Al oír semejante exclamación de labios
del mandatario, cuatro sicarios se fueron donde el santo arzobispo resueltos a
darle muerte. Estaba él orando junto al altar cuando llegaron los asesinos. Era
el 29 de diciembre de 1170. Lo atacaron a cuchilladas. No opuso resistencia.
Murió diciendo: "Muero gustoso por el nombre de Jesús y en defensa de la
Iglesia Católica". Tenía apenas 52 años.
Se llama apoteosis la glorificación y
gran cantidad de honores que se rinden a una persona. La noticia del asesinato
de un arzobispo recorrió velozmente Europa causando horror y espanto en todas
partes. El Papa Alejandro III lanzó excomunión contar el rey Enrique, el cual
profundamente arrepentido duró dos años haciendo penitencia y en el año 1172
fue reconciliado otra vez con su religión y desde entonces se entendió muy bien
con las autoridades eclesiásticas. El mártir Tomás consiguió después de su
muerte, esto que no había logrado obtener durante su vida.
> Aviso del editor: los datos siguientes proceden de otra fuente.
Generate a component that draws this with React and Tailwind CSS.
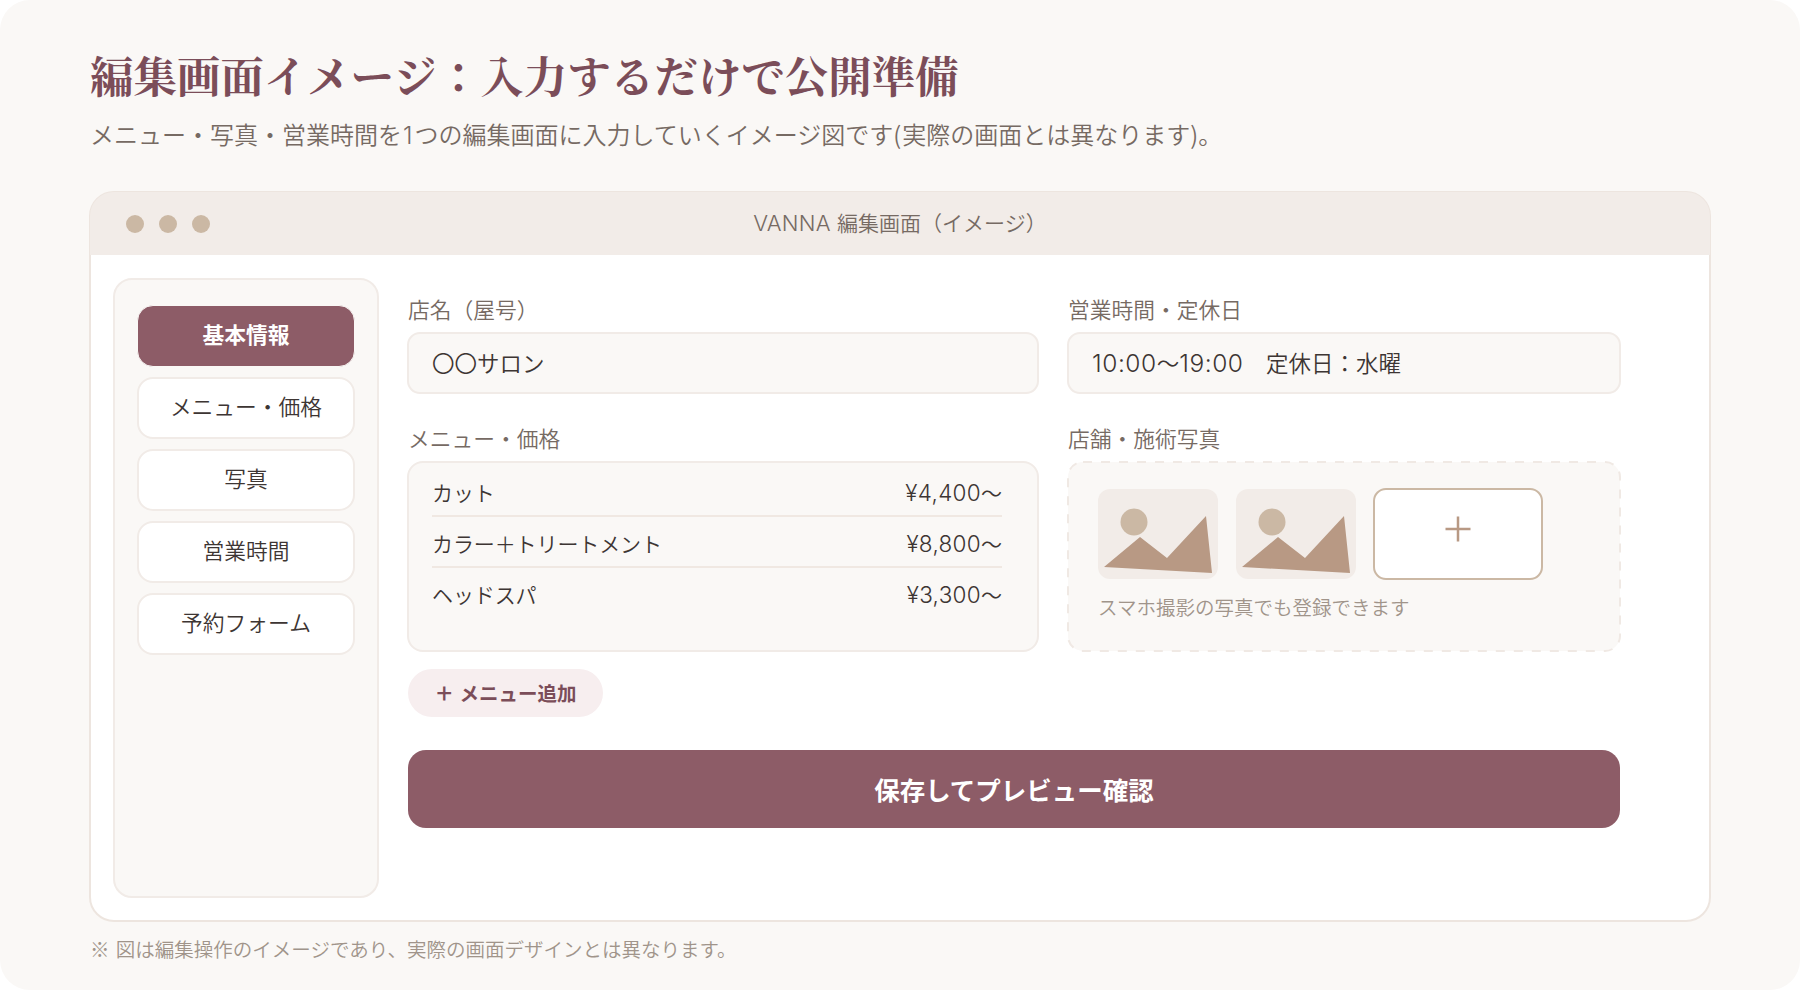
const NAV = ['基本情報', 'メニュー・価格', '写真', '営業時間', '予約フォーム'];

const MENU = [
  { name: 'カット', price: '¥4,400' },
  { name: 'カラー＋トリートメント', price: '¥8,800' },
  { name: 'ヘッドスパ', price: '¥3,300' },
];

function Label({ children }) {
  return (
    <div className="-mt-0.5 ml-px h-11 whitespace-nowrap text-[21.75px] leading-[42px] font-[350] text-[#766a63]">{children}</div>
  );
}

function Field({ children }) {
  return (
    <div className="h-[62px] rounded-[13px] border-2 border-[#f1ebe7] bg-[#faf8f6] pl-[23px] text-[22.5px] leading-[56px] font-[350] whitespace-pre text-[#3d3533]">
      {children}
    </div>
  );
}

function Time({ children }) {
  return <span className="font-['Inter'] text-[24.5px] leading-none font-light tracking-[0.55px]">{children}</span>;
}

function Thumb() {
  return (
    <svg className="h-[90px] w-[120px] shrink-0" viewBox="0 0 120 90">
      <rect width="120" height="90" rx="12" fill="#f2ece8" />
      <circle cx="36" cy="33" r="13.5" fill="#cbb8a4" />
      <path d="M6 78 42 48 69 69 108 27 114 84Z" fill="#b89984" />
    </svg>
  );
}

export default function App() {
  return (
    <div className="h-[990px] w-[1800px] overflow-hidden bg-white font-['Noto_Sans_CJK_JP',sans-serif]">
      <div className="flex h-full flex-col rounded-[30px] bg-[#faf8f6] px-[89px]">
        <h1 className="mt-[39px] ml-px h-[70px] font-['Noto_Serif_CJK_JP','Noto_Serif_JP','Noto_Sans_CJK_JP',serif] text-[43.5px] leading-[70px] font-bold whitespace-nowrap text-[#7b4d59]">
          編集画面イメージ：入力するだけで公開準備
        </h1>
        <p className="mt-[5px] ml-px h-10 text-[24px] leading-10 font-[350] whitespace-nowrap text-[#766a63]">
          メニュー・写真・営業時間を<span className="pr-[2px] pl-px font-['Inter'] leading-none font-light">1</span>つの編集画面に入力していくイメージ図です<span className="pr-px">(</span>実際の画面とは異なります)。
        </p>

        <div className="mt-[37px] h-[731px] rounded-[25px] border-2 border-[#ede5df] bg-white">
          <div className="-mx-px -mt-px flex h-[63px] items-center rounded-t-[24px] bg-[#f2ece8] px-9">
            <div className="flex w-[300px] gap-[15px]">
              <i className="size-[18px] rounded-full bg-[#cbb8a4]" />
              <i className="size-[18px] rounded-full bg-[#cbb8a4]" />
              <i className="size-[18px] rounded-full bg-[#cbb8a4]" />
            </div>
            <div className="-mt-0.5 flex-1 text-center text-[21px] leading-[61px] font-[350] whitespace-nowrap text-[#766a63]">
              <span className="font-['Inter'] text-[22px] leading-none font-light tracking-[0.2px]">VANNA </span>編集画面（イメージ）
            </div>
            <div className="w-[300px]" />
          </div>

          <div className="flex pt-[23px] pl-[22px]">
            <nav className="flex h-[620px] w-[266px] flex-col gap-[10px] rounded-[19px] border-2 border-[#f1ebe7] bg-[#faf8f6] px-[22px] pt-[25px]">
              {NAV.map((item, i) => (
                <div
                  key={item}
                  className={
                    i === 0
                      ? 'h-[62px] shrink-0 rounded-[16px] border border-[#faf8f6] bg-[#8d5c67] text-center text-[21.75px] leading-[56px] font-bold whitespace-nowrap text-white'
                      : 'h-[62px] shrink-0 rounded-[16px] border-2 border-[#f1ebe7] bg-white text-center text-[21.75px] leading-[54px] font-[350] whitespace-nowrap text-[#3d3533]'
                  }
                >
                  {item}
                </div>
              ))}
            </nav>

            <main className="ml-7 w-[1214px] pt-[12px]">
              <div className="grid grid-cols-[632px_554px] gap-x-7">
                <section>
                  <Label>店名（屋号）</Label>
                  <Field>〇〇サロン</Field>
                </section>
                <section>
                  <Label>営業時間・定休日</Label>
                  <Field>
                    <Time>10:00</Time>〜<Time>19:00</Time>　定休日：水曜
                  </Field>
                </section>
                <section className="mt-[25px]">
                  <Label>メニュー・価格</Label>
                  <div className="h-[191px] rounded-[16px] border-2 border-[#f1ebe7] bg-[#faf8f6] pt-[3px] pr-[35px] pl-[23px]">
                    {MENU.map((row) => (
                      <div
                        key={row.name}
                        className="flex h-[51px] justify-between border-b-2 border-[#f0e8e2] text-[21px] leading-[52px] font-[350] whitespace-nowrap text-[#3d3533] last:border-b-0"
                      >
                        <span className="tracking-[-0.1px]">{row.name}</span>
                        <span>
                          <span className="font-['Inter'] text-[22.5px] leading-none font-light tracking-[0.3px]">{row.price}</span>〜
                        </span>
                      </div>
                    ))}
                  </div>
                </section>
                <section className="mt-[25px]">
                  <Label>店舗・施術写真</Label>
                  <div className="relative h-[191px] pt-7 pl-[31px]">
                    <svg className="absolute top-0 left-0 h-[191px] w-[554px]" viewBox="0 0 554 191">
                      <rect x="1" y="1" width="552" height="189" rx="15" fill="#faf8f6" stroke="#f0e9e4" strokeWidth="2" strokeDasharray="9 9" />
                    </svg>
                    <div className="relative flex h-[90px] items-center gap-[18px]">
                      <Thumb />
                      <Thumb />
                      <div className="-ml-px flex h-[92px] w-[170px] justify-center rounded-[13px] border-2 border-[#cbb8a4] bg-white pt-[26px]">
                        <svg className="size-[26px]" viewBox="0 0 26 26" stroke="#b89984" strokeWidth="2.5">
                          <path d="M13 0.5V25.5M0.5 13H25.5" />
                        </svg>
                      </div>
                    </div>
                    <div className="relative mt-[11px] h-[34px] text-[19.5px] leading-[34px] font-[350] whitespace-nowrap text-[#a0948a]">
                      スマホ撮影の写真でも登録できます
                    </div>
                  </div>
                </section>
              </div>
              <div className="mt-[17px] ml-px flex h-12 w-[195px] items-center justify-center rounded-full bg-[#f7eeef] text-[19.5px] leading-[48px] font-bold whitespace-pre text-[#7b4d59]">
                <span className="pr-px font-black">＋</span> メニュー追加
              </div>
              <div className="mt-[33px] ml-px h-[78px] w-[1212px] rounded-[18px] bg-[#8d5c67] text-center text-[25.5px] leading-[77px] font-bold whitespace-nowrap text-white">
                保存してプレビュー確認
              </div>
            </main>
          </div>
        </div>

        <p className="mt-[10px] ml-px h-[34px] text-[19.5px] leading-[34px] font-[350] whitespace-nowrap text-[#a0948a]">
          <span className="tracking-[1px]">※ </span>図は編集操作のイメージであり、実際の画面デザインとは異なります。
        </p>
      </div>
    </div>
  );
}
Tres años después el Sumo Pontífice lo
declaró santo, a causa de su martirio y por los muchos milagros que se obraban
en su sepulcro.
Dos personajes con nombres de Tomás,
ocuparon el cargo de Canciller en Inglaterra, junto con dos reyes de nombre
Enrique. Y ambos fueron martirizados por defender a la santa Iglesia Católica.
Santo Tomás Becket, martirizado por deseos de Enrique II y Santo Tomás Moro,
martirizado por orden del impío rey Enrique VIII.